Development in the greenbelt zone would require mitigation of visual impacts of commercial development along major roads, unlike other business zones in the county. Special attention would be paid to setbacks, landscaping and signs.
The new zone would recognize that highway corridors are attractive for business because of high visibility and accessibility, but often are in undeveloped areas of the county, the planning staff report stated.
Commercial development along a highway can result in a strip sandwiched between rural residential or agricultural uses, which may result in conflicting land uses, the staff report stated.
The new zone is “a recipe for sprawl,” Flowers said. And Flathead County already has areas with highway commercial sprawl, she said.
Urban sprawl undermines the efforts of people who “have worked hard to retain quality corridors and direct growth toward city centers,” Flowers said. “This degrades the quality of life and walkability and property values in the Flathead.” It also hampers the investment that taxpayers have put into downtown corridors.

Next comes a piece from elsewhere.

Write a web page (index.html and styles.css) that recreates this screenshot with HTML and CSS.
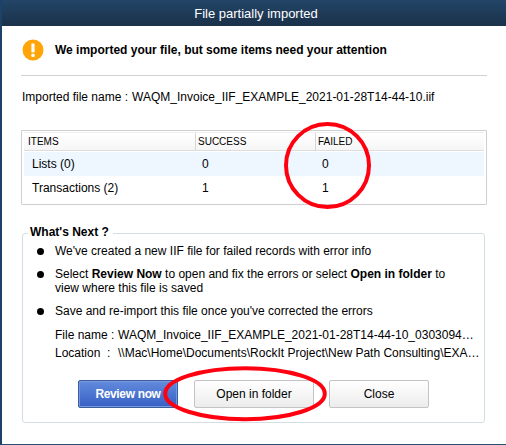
FILE: index.html
```html
<!DOCTYPE html>
<html lang="en">
<head>
<meta charset="utf-8">
<title>File partially imported</title>
<link rel="stylesheet" href="styles.css">
</head>
<body>
<main class="dialog">
  <header class="titlebar"><h1>File partially imported</h1></header>
  <div class="content">
    <section class="notice">
      <svg class="warning" viewBox="0 0 22 22" aria-hidden="true"><circle cx="11" cy="11" r="10.5" fill="#ffa507"/><path d="M9.4 4.5h3.2v8.8H9.4z" fill="#fff"/><circle cx="11" cy="16.4" r="1.8" fill="#fff"/></svg>
      <strong>We imported your file, but some items need your attention</strong>
    </section>
    <p class="filename"><span class="label">Imported file name :</span><span class="value">WAQM_Invoice_IIF_EXAMPLE_2021-01-28T14-44-10.iif</span></p>
    <div class="table">
      <div class="row head"><span>ITEMS</span><span>SUCCESS</span><span>FAILED</span></div>
      <div class="row shaded"><span>Lists (0)</span><span>0</span><span>0</span></div>
      <div class="row"><span>Transactions (2)</span><span>1</span><span>1</span></div>
    </div>
    <section class="next">
      <h2>What's Next ?</h2>
      <ul>
        <li>We've created a new IIF file for failed records with error info</li>
        <li>Select <b>Review Now</b> to open and fix the errors or select <b>Open in folder</b> to<br>view where this file is saved</li>
        <li>Save and re-import this file once you've corrected the errors</li>
      </ul>
      <div class="paths">
        <p><span class="key">File name :</span><span>WAQM_Invoice_IIF_EXAMPLE_2021-01-28T14-44-10_0303094…</span></p>
        <p><span class="key">Location &nbsp;:</span><span>\\Mac\Home\Documents\RockIt Project\New Path Consulting\EXA…</span></p>
      </div>
      <div class="actions">
        <button class="primary">Review now</button>
        <button class="folder">Open in folder</button>
        <button>Close</button>
      </div>
    </section>
  </div>
  <svg class="marks" viewBox="0 0 506 445" aria-hidden="true"><ellipse cx="327.5" cy="165.5" rx="41.5" ry="41.5"/><ellipse cx="245" cy="393.7" rx="79.8" ry="25.5"/></svg>
</main>
</body>
</html>
```
FILE: styles.css
```css
* { box-sizing: border-box; }
body { margin: 0; font: 12px/14px "Liberation Sans", Arial, sans-serif; color: #000; }
h1, h2, p, ul { margin: 0; padding: 0; font-size: inherit; }
.dialog { position: relative; width: 506px; height: 445px; border-left: 2px solid #1d4267; border-bottom: 1px solid #294d70; background: #fff; overflow: hidden; }
.titlebar { height: 26px; margin-left: -2px; padding-top: 5px; background: linear-gradient(#234567, #1a3149); color: #fff; text-align: center; }
.titlebar h1 { padding-left: 6px; font-size: 13px; line-height: 17px; font-weight: normal; }
.content { padding-left: 19px; }
.notice { display: flex; align-items: center; width: 466px; height: 50px; padding-bottom: 2px; border-bottom: 1px solid #d1d1d1; }
.notice strong { margin-left: 11px; }
.warning { width: 22px; height: 22px; margin-left: 1px; }
.filename { display: flex; margin: 14px 0 26px 1px; }
.filename .value { margin-left: 4px; }
.table { width: 466px; height: 75px; padding: 2px 2px 0; border: 1px solid #cfcfcf; border-radius: 1px; }
.row { display: grid; grid-template-columns: 171px 120px 1fr; height: 23px; align-items: center; }
.row span { padding-left: 8px; }
.row span + span { padding-left: 7px; }
.head { height: 19px; margin: -1px 0 1px; font-size: 10px; border-top: 1px solid #f0f0f0; border-bottom: 1px solid #ddd; background: linear-gradient(#fff, #f6f6f6); }
.head span { height: 18px; line-height: 18px; padding-left: 4px; }
.head span + span { padding-left: 2px; border-left: 1px solid #d6d6d6; }
.shaded { height: 24px; background: #eef7ff; border-radius: 2px; }
.next { width: 463px; height: 190px; margin: 28px 0 0 1px; border: 1px solid #d4dde4; border-radius: 3px; }
.next h2 { width: max-content; margin: -9px 0 0 5px; padding: 0 4px 0 2px; background: #fff; }
ul { list-style: none; margin-top: 5px; }
li { position: relative; padding-left: 32px; margin-bottom: 9px; }
li::before { content: ""; position: absolute; left: 14px; top: 4px; width: 7px; height: 7px; border-radius: 50%; background: #000; }
.paths { padding-left: 32px; margin-top: 8px; line-height: 18px; }
li:last-child { margin-bottom: 0; }
.paths p { display: flex; white-space: nowrap; }
.key { width: 63px; white-space: pre; }
.actions { display: flex; margin: 18px 0 0 55px; }
button { width: 100px; height: 28px; padding: 0; border: 1px solid #c4c4c4; border-radius: 2px; background: linear-gradient(#fff, #ececec); color: #000; font: inherit; }
.primary { border-color: #3b5c9e; background: linear-gradient(#628bdc, #3760c5); box-shadow: inset 0 0 0 1px #7599dc; color: #fff; font-weight: bold; letter-spacing: -0.35px; }
.folder { width: 120px; margin: 0 15px 0 16px; }
.marks { position: absolute; left: -2px; top: 0; width: 506px; height: 445px; fill: none; stroke: #ff0010; stroke-width: 4; pointer-events: none; }
```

Flowers wants county officials instead to focus on using infrastructure more efficiently and not to allow “sprawling commercial development that requires more vehicle trips, less walking and degrades the quality of experience for tourists.”
Grieve counters that the act of adding to the zoning menu “does not in and of itself create sprawl.”
And, he said, the new zone “is meant to enhance walkability by providing for greenbelts which are not required in” other existing business zones.
Flowers dislikes the words that county officials have used when discussing the possible new zone. It’s been referred to as another tool in the tool box. But, she says, it’s a major change in what tools have been in the box before.
She said existing commercial zone classifications have worked in the county.
This new zone, she fears, “essentially means that any type of commercial use is now deemed appropriate on any roads designated as Montana primary or secondary roads.”
Flowers said her group believes “in this current economy, where communities are looking to attract investment, and particularly investment that brings jobs, to not have in place planning tools that support our current business centers,” is inappropriate.
She said she believes the greenbelt zone would provide “an unpredictable climate for any business moving in to the area” because the owners wouldn’t know “what kind of business might move in next door or what kind of standards might be applied.”
That, Flowers said, “is not attractive to new business or to tourism.”
If the commissioners approve the new zone, Flowers said, they are ignoring their “responsibility to protect the economic viability of the county for future economic growth.”
The new zone classification does have more listed uses, Grieve said, but in exchange for having more options, a developer “is going to do more, enhanced mitigation of the impacts of lighting and signage” and have an increased front setback.
County Commissioner Dale Lauman said he supports the new zone.
He knows some people are worried that it adds another layer of zoning, but he does view it as another tool in the tool box.
“People still have to go through the same process as with any zone change,” Lauman said. And that process allows for public input and review.
Lauman is waiting to hear from county residents with opinions about the zone classification. “We’ll see what the 30 days bring us,” he said. “If it brings a lot of protest, then we’ll take that into consideration. It’s wait and see now.”